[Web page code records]
'''

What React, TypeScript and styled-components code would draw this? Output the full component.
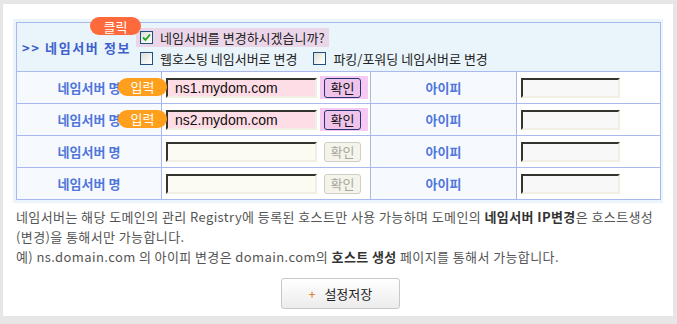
import React from "react";
import styled, { createGlobalStyle } from "styled-components";

const GlobalStyle = createGlobalStyle`
  body {
    margin: 0;
    background: #e6e6e6;
    font-family: "Noto Sans CJK KR", "Noto Sans", sans-serif;
    font-size: 13px;
  }
`;

const Frame = styled.div`
  margin: 4px 4px 0 3px;
  height: 312px;
  box-sizing: border-box;
  padding: 15px 10px 0 10px;
  background: #ffffff;
`;

const TableWrap = styled.div`
  width: 650px;
  box-sizing: border-box;
  padding: 3px;
  background: #eaf5fb;
`;

const Table = styled.table`
  width: 644px;
  border-collapse: collapse;
  table-layout: fixed;
  border: 1px solid #a9b9ee;

  td {
    border: 1px solid #a9b9ee;
    padding: 0;
  }
`;

const HeaderCell = styled.td`
  height: 48px;
  background: #e9f5fb;
`;

const HeaderInner = styled.div`
  display: flex;
  align-items: center;
`;

const Title = styled.div`
  width: 114px;
  padding-left: 5px;
  font-weight: bold;
  letter-spacing: 1.6px;
  color: #3d60cc;
  white-space: nowrap;
`;

const Options = styled.div`
  position: relative;
  display: flex;
  flex-direction: column;
  gap: 2px;
  padding-top: 2px;
`;

const OptionLine = styled.div<{ $highlight?: boolean }>`
  display: inline-flex;
  align-items: center;
  align-self: flex-start;
  height: 19px;
  padding: 0 4px;
  background: ${(p) => (p.$highlight ? "#ebd6e9" : "transparent")};
`;

const Option = styled.label`
  display: inline-flex;
  align-items: center;
  gap: 7px;
  margin-right: 16px;
  color: #222;
  white-space: nowrap;

  &:last-child {
    margin-right: 0;
  }
`;

const Box = styled.span`
  display: inline-flex;
  align-items: center;
  justify-content: center;
  width: 11px;
  height: 11px;
  border: 1px solid #1c5180;
  background: linear-gradient(135deg, #dcdcd6 0%, #f4f4f0 60%, #ffffff 100%);
`;

const Badge = styled.span<{ $color: string }>`
  position: absolute;
  display: inline-flex;
  align-items: center;
  justify-content: center;
  height: 18px;
  border-radius: 9px;
  background: ${(p) => p.$color};
  color: #ffffff;
  font-size: 13px;
  white-space: nowrap;
`;

const ClickBadge = styled(Badge)`
  left: -46px;
  top: -9px;
  width: 51px;
`;

const InputBadge = styled(Badge)`
  left: -48px;
  top: 0;
  width: 49px;
  z-index: 1;
`;

const LabelCell = styled.td`
  height: 31px;
  background: #f6faff;
  text-align: center;
  font-weight: bold;
  color: #5076db;
  white-space: nowrap;
`;

const FieldCell = styled.td`
  background: #ffffff;
  padding-left: 4px !important;
`;

const FieldRow = styled.div`
  display: flex;
  align-items: center;
`;

const InputBox = styled.span`
  position: relative;
  display: inline-flex;
`;

const TextInput = styled.input<{ $active?: boolean; $w: number }>`
  box-sizing: border-box;
  width: ${(p) => p.$w}px;
  height: 20px;
  margin: 0;
  padding: 0 0 0 7px;
  border: 2px inset #8a877a;
  border-right-color: #f0efe4;
  border-bottom-color: #f0efe4;
  background: ${(p) => (p.$active ? "#ffdde6" : "#fbfbf4")};
  font-family: "Liberation Sans", Arial, sans-serif;
  font-size: 14px;
  color: #111;
  outline: none;
`;

const IpInput = styled(TextInput)`
  background: #f8f8f8;
`;

const ButtonWrap = styled.span<{ $active?: boolean }>`
  display: inline-flex;
  align-items: center;
  height: 23px;
  margin-left: 3px;
  padding: 0 7px 0 4px;
  background: ${(p) => (p.$active ? "#f6c9f2" : "transparent")};
`;

const ConfirmButton = styled.button`
  box-sizing: border-box;
  width: 37px;
  height: 20px;
  margin: 0;
  padding: 0;
  border: 1px solid #233574;
  border-radius: 3px;
  background: #efc3ea;
  color: #111;
  font-family: "Noto Sans CJK KR", sans-serif;
  font-size: 13px;
  line-height: 17px;

  &:disabled {
    border-color: #cfcfc4;
    background: #f4f4ec;
    color: #a8a89c;
  }
`;

const Notice = styled.div`
  padding: 4px 3px 0;
  color: #555;
  font-size: 13px;
  letter-spacing: 0.4px;
  line-height: 20px;
  white-space: nowrap;

  b {
    color: #333;
  }
`;

const Actions = styled.div`
  display: flex;
  justify-content: center;
  padding-left: 5px;
  margin-top: 11px;
`;

const SaveButton = styled.button`
  display: inline-flex;
  align-items: center;
  justify-content: center;
  gap: 9px;
  width: 119px;
  height: 31px;
  border: 1px solid #c8c8c8;
  border-radius: 3px;
  background: linear-gradient(#ffffff, #ececec);
  font-family: "Noto Sans CJK KR", sans-serif;
  font-size: 13px;
  color: #222;

  span {
    color: #e5700c;
    font-size: 12px;
  }
`;

const Check = () => (
  <svg width="9" height="9" viewBox="0 0 9 9">
    <path d="M1 4.5 L3.5 7 L8 1.5" fill="none" stroke="#21a121" strokeWidth="1.8" />
  </svg>
);

const rows = [
  { value: "ns1.mydom.com", active: true },
  { value: "ns2.mydom.com", active: true },
  { value: "", active: false },
  { value: "", active: false },
];

const App: React.FC = () => {
  return (
    <>
      <GlobalStyle />
      <Frame>
        <TableWrap>
          <Table>
            <colgroup>
              <col style={{ width: 145 }} />
              <col style={{ width: 209 }} />
              <col style={{ width: 146 }} />
              <col style={{ width: 144 }} />
            </colgroup>
            <tbody>
              <tr>
                <HeaderCell colSpan={4}>
                  <HeaderInner>
                    <Title>&gt;&gt; 네임서버 정보</Title>
                    <Options>
                      <ClickBadge $color="#ff6a3c">클릭</ClickBadge>
                      <OptionLine $highlight>
                        <Option>
                          <Box>
                            <Check />
                          </Box>
                          네임서버를 변경하시겠습니까?
                        </Option>
                      </OptionLine>
                      <OptionLine>
                        <Option>
                          <Box />
                          웹호스팅 네임서버로 변경
                        </Option>
                        <Option>
                          <Box />
                          파킹/포워딩 네임서버로 변경
                        </Option>
                      </OptionLine>
                    </Options>
                  </HeaderInner>
                </HeaderCell>
              </tr>
              {rows.map((row, i) => (
                <tr key={i}>
                  <LabelCell>네임서버 명</LabelCell>
                  <FieldCell>
                    <FieldRow>
                      <InputBox>
                        {row.active && <InputBadge $color="#ff9f1c">입력</InputBadge>}
                        <TextInput
                          $w={151}
                          $active={row.active}
                          defaultValue={row.value}
                          disabled={!row.active}
                        />
                      </InputBox>
                      <ButtonWrap $active={row.active}>
                        <ConfirmButton disabled={!row.active}>확인</ConfirmButton>
                      </ButtonWrap>
                    </FieldRow>
                  </FieldCell>
                  <LabelCell>아이피</LabelCell>
                  <FieldCell>
                    <FieldRow>
                      <IpInput $w={99} disabled />
                    </FieldRow>
                  </FieldCell>
                </tr>
              ))}
            </tbody>
          </Table>
        </TableWrap>
        <Notice>
          네임서버는 해당 도메인의 관리 Registry에 등록된 호스트만 사용 가능하며 도메인의{" "}
          <b>네임서버 IP변경</b>은 호스트생성
          <br />
          (변경)을 통해서만 가능합니다.
          <br />
          예) ns.domain.com 의 아이피 변경은 domain.com의 <b>호스트 생성</b> 페이지를 통해서
          가능합니다.
        </Notice>
        <Actions>
          <SaveButton>
            <span>+</span>
            설정저장
          </SaveButton>
        </Actions>
      </Frame>
    </>
  );
};

export default App;
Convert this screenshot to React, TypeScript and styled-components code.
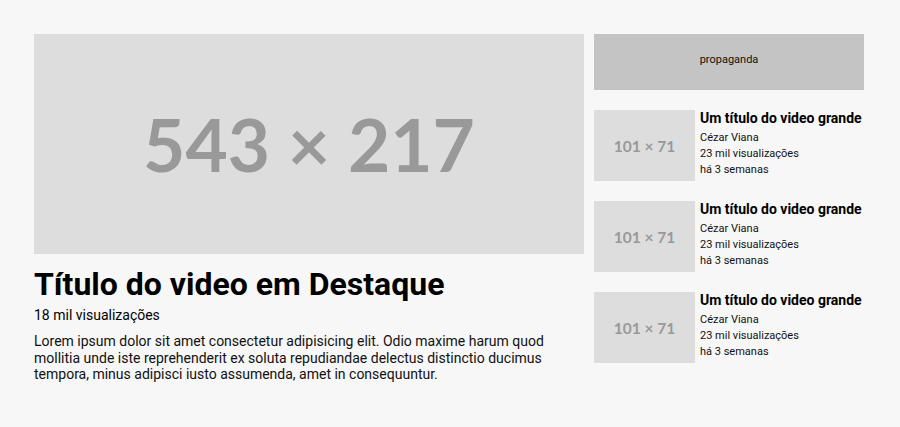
import React from "react";
import styled, { createGlobalStyle } from "styled-components";

const Global = createGlobalStyle`
  html, body { margin: 0; padding: 0; background: #f7f7f7; }
  body { font-family: Roboto, "Liberation Sans", sans-serif; color: #000; }
  * { box-sizing: border-box; }
`;

const Page = styled.div`
  display: flex;
  gap: 10px;
  padding: 34px 36px 0 34px;
  align-items: flex-start;
`;

const Main = styled.main`
  width: 550px;
  display: flex;
  flex-direction: column;
`;

const Placeholder = styled.div<{ $w: number; $h: number; $fs: number }>`
  width: ${(p) => p.$w}px;
  height: ${(p) => p.$h}px;
  flex: none;
  background: #dddddd;
  color: #999999;
  font-family: Lato, "Open Sans", sans-serif;
  font-weight: 700;
  font-size: ${(p) => p.$fs}px;
  display: flex;
  align-items: center;
  justify-content: center;
  white-space: nowrap;
`;

const Title = styled.h1`
  margin: 12px 0 0;
  font-size: 32px;
  font-weight: 700;
  line-height: 37px;
`;

const Views = styled.div`
  margin-top: 4px;
  font-size: 14px;
`;

const Description = styled.p`
  margin: 10px 0 0;
  font-size: 14px;
  line-height: 16.5px;
  color: #111;
`;

const Aside = styled.aside`
  width: 270px;
  display: flex;
  flex-direction: column;
  gap: 20px;
`;

const Ad = styled.div`
  height: 56px;
  background: #c4c4c4;
  font-size: 11px;
  text-align: center;
  padding-top: 19px;
  color: #111;
`;

const Card = styled.div`
  display: flex;
  gap: 5px;
`;

const CardInfo = styled.div`
  display: flex;
  flex-direction: column;
`;

const CardTitle = styled.div`
  font-size: 14px;
  font-weight: 700;
  line-height: 16px;
  white-space: nowrap;
`;

const Meta = styled.div`
  margin-top: 4px;
  font-size: 11px;
  line-height: 16px;
  color: #111;
`;

const cards = [1, 2, 3];

export default function App() {
  return (
    <>
      <Global />
      <Page>
        <Main>
          <Placeholder $w={550} $h={220} $fs={73}>543 × 217</Placeholder>
          <Title>Título do video em Destaque</Title>
          <Views>18 mil visualizações</Views>
          <Description>
            Lorem ipsum dolor sit amet consectetur adipisicing elit. Odio maxime harum quod
            mollitia unde iste reprehenderit ex soluta repudiandae delectus distinctio ducimus
            tempora, minus adipisci iusto assumenda, amet in consequuntur.
          </Description>
        </Main>
        <Aside>
          <Ad>propaganda</Ad>
          {cards.map((i) => (
            <Card key={i}>
              <Placeholder $w={101} $h={71} $fs={15.5}>101 × 71</Placeholder>
              <CardInfo>
                <CardTitle>Um título do video grande</CardTitle>
                <Meta>
                  Cézar Viana
                  <br />
                  23 mil visualizações
                  <br />
                  há 3 semanas
                </Meta>
              </CardInfo>
            </Card>
          ))}
        </Aside>
      </Page>
    </>
  );
}
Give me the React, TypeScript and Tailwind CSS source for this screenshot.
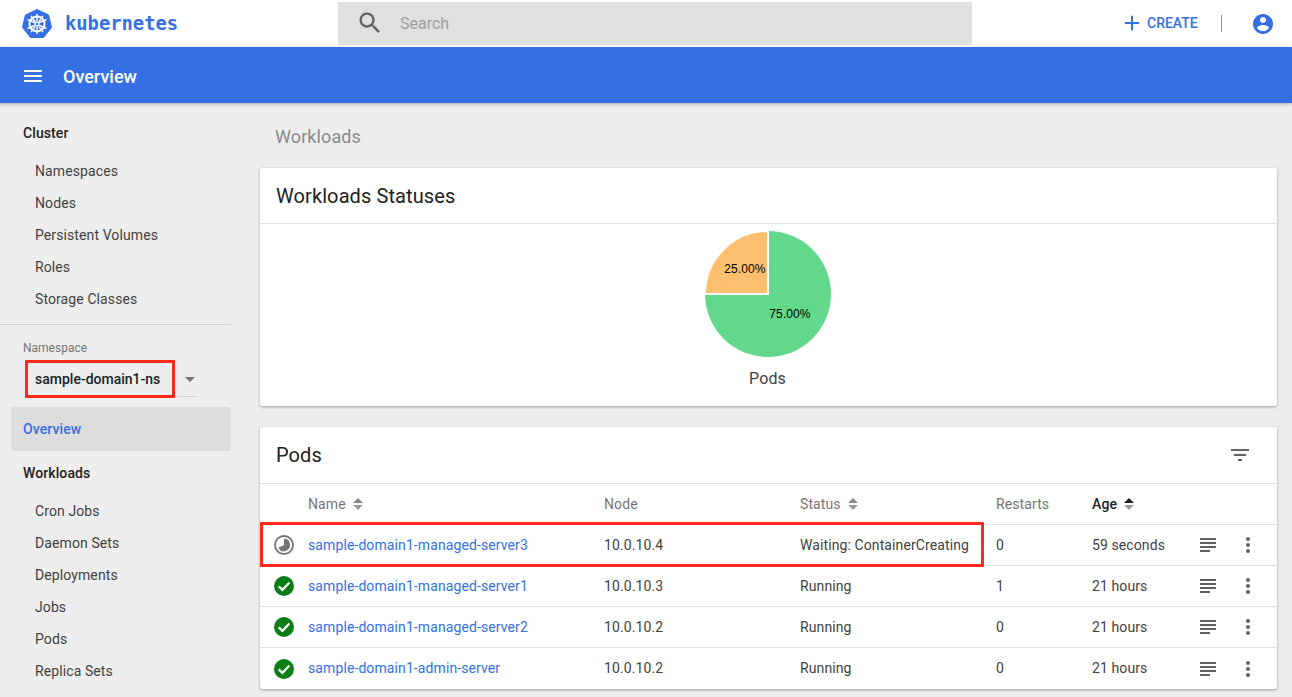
import React from 'react'
import { Plus } from 'lucide-react'

const clusterItems = ['Namespaces', 'Nodes', 'Persistent Volumes', 'Roles', 'Storage Classes']
const workloadItems = ['Cron Jobs', 'Daemon Sets', 'Deployments', 'Jobs', 'Pods', 'Replica Sets']

const pods = [
  { name: 'sample-domain1-managed-server3', node: '10.0.10.4', status: 'Waiting: ContainerCreating', restarts: '0', age: '59 seconds', pending: true },
  { name: 'sample-domain1-managed-server1', node: '10.0.10.3', status: 'Running', restarts: '1', age: '21 hours', pending: false },
  { name: 'sample-domain1-managed-server2', node: '10.0.10.2', status: 'Running', restarts: '0', age: '21 hours', pending: false },
  { name: 'sample-domain1-admin-server', node: '10.0.10.2', status: 'Running', restarts: '0', age: '21 hours', pending: false },
]

const rowCols = 'grid grid-cols-[48px_296px_196px_196px_96px_100px_32px_48px] items-center'

const KubeLogo = () => (
  <svg width="30" height="30" viewBox="0 0 30 30">
    <path d="M15 0.5 L26.6 6 L29.5 18.4 L21.5 28.5 L8.5 28.5 L0.5 18.4 L3.4 6 Z" fill="#3470e4" stroke="#3470e4" strokeLinejoin="round" />
    <g stroke="#fff" fill="none">
      <circle cx="15" cy="15" r="7.5" strokeWidth="2" />
      <circle cx="15" cy="15" r="2" strokeWidth="1.4" />
      <path strokeWidth="1.4" d="M15 5v7M15 18v7M5.6 10.5l7 3M17.4 16.5l7 3M24.4 10.5l-7 3M12.6 16.5l-7 3M9 7l4 5.500M17 18l4 5M21 7l-4 5.500M13 18l-4 5" />
    </g>
  </svg>
)

const SortArrows = ({ active }: { active?: boolean }) => (
  <svg width="10" height="14" viewBox="0 0 10 14" className="ml-[7px]">
    <path d="M5 1l5 5H0z" fill={active ? '#1f1f1f' : '#8a8a8a'} />
    <path d="M0 8h10l-5 5z" fill="#9a9a9a" />
  </svg>
)

const StatusIcon = ({ pending }: { pending: boolean }) =>
  pending ? (
    <svg width="20" height="20" viewBox="0 0 20 20">
      <circle cx="10" cy="10" r="9" fill="none" stroke="#757575" strokeWidth="1.8" />
      <path d="M10 3.800A6.200 6.200 0 1 1 4.400 12.700L10 10Z" fill="#757575" />
    </svg>
  ) : (
    <svg width="20" height="20" viewBox="0 0 20 20">
      <circle cx="10" cy="10" r="10" fill="#0a7d16" />
      <path d="M4.800 10.400l3.600 3.500 7-7.300" fill="none" stroke="#fff" strokeWidth="2.200" />
    </svg>
  )

const LogsIcon = () => (
  <svg width="16" height="14" viewBox="0 0 16 14">
    <path d="M0 0h16v2H0zM0 4h16v2H0zM0 8h16v2H0zM0 12h10v2H0z" fill="#616161" />
  </svg>
)

const DotsIcon = () => (
  <svg width="4" height="16" viewBox="0 0 4 16">
    <circle cx="2" cy="2" r="2" fill="#616161" />
    <circle cx="2" cy="8" r="2" fill="#616161" />
    <circle cx="2" cy="14" r="2" fill="#616161" />
  </svg>
)

const PieChart = () => (
  <svg width="130" height="130" viewBox="0 0 130 130">
    <circle cx="65" cy="65" r="63" fill="#61d88a" />
    <path d="M65 65V2A63 63 0 0 0 2 65Z" fill="#fec06f" stroke="#fff" strokeWidth="2" />
    <path d="M65 2V65H2" fill="none" stroke="#fff" strokeWidth="2" />
    <text x="42" y="44" textAnchor="middle" fontSize="12" fill="#000" fontFamily="Liberation Sans, sans-serif">25.00%</text>
    <text x="87" y="89" textAnchor="middle" fontSize="12" fill="#000" fontFamily="Liberation Sans, sans-serif">75.00%</text>
  </svg>
)

const App: React.FC = () => {
  return (
    <div className="h-[697px] w-[1292px] overflow-hidden bg-[#eeeeee] font-['Roboto',sans-serif] tracking-[0.1px] text-[#212121]">
      <header className="flex h-[47px] items-center bg-white">
        <div className="flex w-[338px] items-center pl-[22px]">
          <KubeLogo />
          <span className="ml-[13px] mt-[2px] font-['DejaVu_Sans_Mono',monospace] text-[18.8px] font-bold tracking-normal text-[#3470e4]">kubernetes</span>
        </div>
        <div className="mb-[1px] flex h-[43px] w-[634px] items-center bg-[#e0e0e0] pl-[18px]">
          <svg width="28" height="28" viewBox="0 0 24 24">
            <path fill="#616161" d="M15.500 14h-.790l-.280-.270C15.410 12.590 16 11.110 16 9.500 16 5.910 13.090 3 9.500 3S3 5.910 3 9.500 5.910 16 9.500 16c1.610 0 3.090-.590 4.230-1.570l.270.280v.790l5 4.990L20.490 19l-4.990-5zm-6 0C7.010 14 5 11.990 5 9.500S7.010 5 9.500 5 14 7.010 14 9.500 11.990 14 9.500 14z" />
          </svg>
          <span className="ml-[16px] mt-[1px] text-[16px] tracking-normal text-[#9e9e9e]">Search</span>
        </div>
        <div className="ml-[149px] flex items-center text-[#3470e4]">
          <Plus size={22} strokeWidth={2.2} className="mb-[1px]" />
          <span className="ml-[4px] text-[14px] font-medium tracking-normal">CREATE</span>
          <div className="ml-[23px] h-[17px] w-px bg-[#3470e4] opacity-70" />
          <svg width="24" height="24" viewBox="0 0 24 24" className="ml-[29px]">
            <path fill="#3470e4" d="M12 2C6.480 2 2 6.480 2 12s4.480 10 10 10 10-4.480 10-10S17.520 2 12 2zm0 3c1.660 0 3 1.340 3 3s-1.340 3-3 3-3-1.340-3-3 1.340-3 3-3zm0 14.200c-2.500 0-4.710-1.280-6-3.220.030-1.990 4-3.080 6-3.080 1.990 0 5.970 1.090 6 3.080-1.290 1.940-3.500 3.220-6 3.220z" />
          </svg>
        </div>
      </header>

      <div className="flex h-[56px] items-center bg-[#3470e4] pl-[21px] pt-[1px] text-white shadow-[0_1px_3px_rgba(0,0,0,0.3)]">
        <svg width="24" height="24" viewBox="0 0 24 24">
          <path fill="#fff" d="M3 18h18v-2H3v2zm0-5h18v-2H3v2zm0-7v2h18V6H3z" />
        </svg>
        <span className="ml-[18px] mt-[1px] text-[18px] font-medium tracking-normal">Overview</span>
      </div>

      <div className="flex">
        <aside className="w-[260px] shrink-0 text-[14px]">
          <div className="w-[231px] border-b border-[#d6d6d6] pb-[9px] pt-[20px]">
            <div className="pl-[23px] font-medium leading-[20px]">Cluster</div>
            <div className="mt-[12px]">
              {clusterItems.map((item) => (
                <div key={item} className="flex h-[32px] items-center pl-[35px] text-[#424242]">{item}</div>
              ))}
            </div>
          </div>
          <div className="pl-[23px] pt-[15px] text-[12px] leading-[16px] tracking-normal text-[#757575]">Namespace</div>
          <div className="relative ml-[23px] mt-[5px] flex h-[36px] w-[174px] items-center border-b border-[#d6d6d6]">
            <span className="mt-[2px] pl-[12px] font-medium tracking-normal text-[#212121]">sample-domain1-ns</span>
            <div className="absolute left-[162px] top-[16px] h-0 w-0 border-x-[5px] border-t-[5px] border-x-transparent border-t-[#757575]" />
            <div className="absolute left-[2px] top-[-1px] h-[38px] w-[150px] border-[3px] border-[#ff2a1c]" />
          </div>
          <div className="ml-[11px] mt-[10px] flex h-[44px] w-[220px] items-center rounded-[2px] bg-[#dddddd] pl-[12px] font-medium text-[#3470e4]">Overview</div>
          <div className="mt-[12px] pl-[23px] font-medium leading-[20px]">Workloads</div>
          <div className="mt-[12px]">
            {workloadItems.map((item) => (
              <div key={item} className="flex h-[32px] items-center pl-[35px] text-[#424242]">{item}</div>
            ))}
          </div>
        </aside>

        <main className="w-[1017px] shrink-0">
          <div className="pl-[15px] pt-[22px] text-[18px] leading-[24px] text-[#8a8a8a]">Workloads</div>
          <section className="mt-[19px] h-[238px] rounded-[2px] bg-white shadow-[0_1px_3px_rgba(0,0,0,0.35)]">
            <div className="flex h-[56px] items-center border-b border-[#e0e0e0] pl-[16px] text-[20px]">Workloads Statuses</div>
            <div className="flex flex-col items-center pr-[2px] pt-[5px]">
              <PieChart />
              <div className="mt-[10px] text-[16px] leading-[20px] text-[#424242]">Pods</div>
            </div>
          </section>

          <section className="mt-[21px] rounded-[2px] bg-white shadow-[0_1px_3px_rgba(0,0,0,0.35)]">
            <div className="flex h-[57px] items-center justify-between border-b border-[#e0e0e0] pl-[16px] pr-[28px] text-[20px]">
              <span>Pods</span>
              <svg width="18" height="12" viewBox="0 0 18 12"><path d="M0 0h18v2H0zM3 5h12v2H3zM7 10h4v2H7z" fill="#616161" /></svg>
            </div>
            <div className={`${rowCols} h-[41px] border-b border-[#e0e0e0] text-[14px] text-[#757575]`}>
              <div />
              <div className="flex items-center">Name<SortArrows /></div>
              <div>Node</div>
              <div className="flex items-center">Status<SortArrows /></div>
              <div>Restarts</div>
              <div className="flex items-center font-medium text-[#212121]">Age<SortArrows active /></div>
            </div>
            {pods.map((pod, i) => (
              <div key={pod.name} className={`${rowCols} relative h-[41px] border-b border-[#e0e0e0] text-[14px] text-[#424242] last:border-b-0`}>
                <div className="pl-[14px]"><StatusIcon pending={pod.pending} /></div>
                <div className="text-[#3470e4]">{pod.name}</div>
                <div>{pod.node}</div>
                <div className="whitespace-nowrap">{pod.status}</div>
                <div>{pod.restarts}</div>
                <div>{pod.age}</div>
                <div className="flex justify-center"><LogsIcon /></div>
                <div className="flex justify-center"><DotsIcon /></div>
                {i === 0 && <div className="absolute left-0 top-[-3px] h-[45px] w-[724px] border-[3px] border-[#ff2a1c]" />}
              </div>
            ))}
          </section>
        </main>
      </div>
    </div>
  )
}

export default App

'''

PROBLEM DETAILS >> All lines above starting at the one with "Give me the" and ending at the one with "const workloadItems = ['Cron", inclusive, are to be printed again exactly, with the pictures left out.

OUTPUT OF THE TASK >>
Give me the React, TypeScript and Tailwind CSS source for this screenshot.
import React from 'react'
import { Plus } from 'lucide-react'

const clusterItems = ['Namespaces', 'Nodes', 'Persistent Volumes', 'Roles', 'Storage Classes']
const workloadItems = ['Cron Jobs', 'Daemon Sets', 'Deployments', 'Jobs', 'Pods', 'Replica Sets']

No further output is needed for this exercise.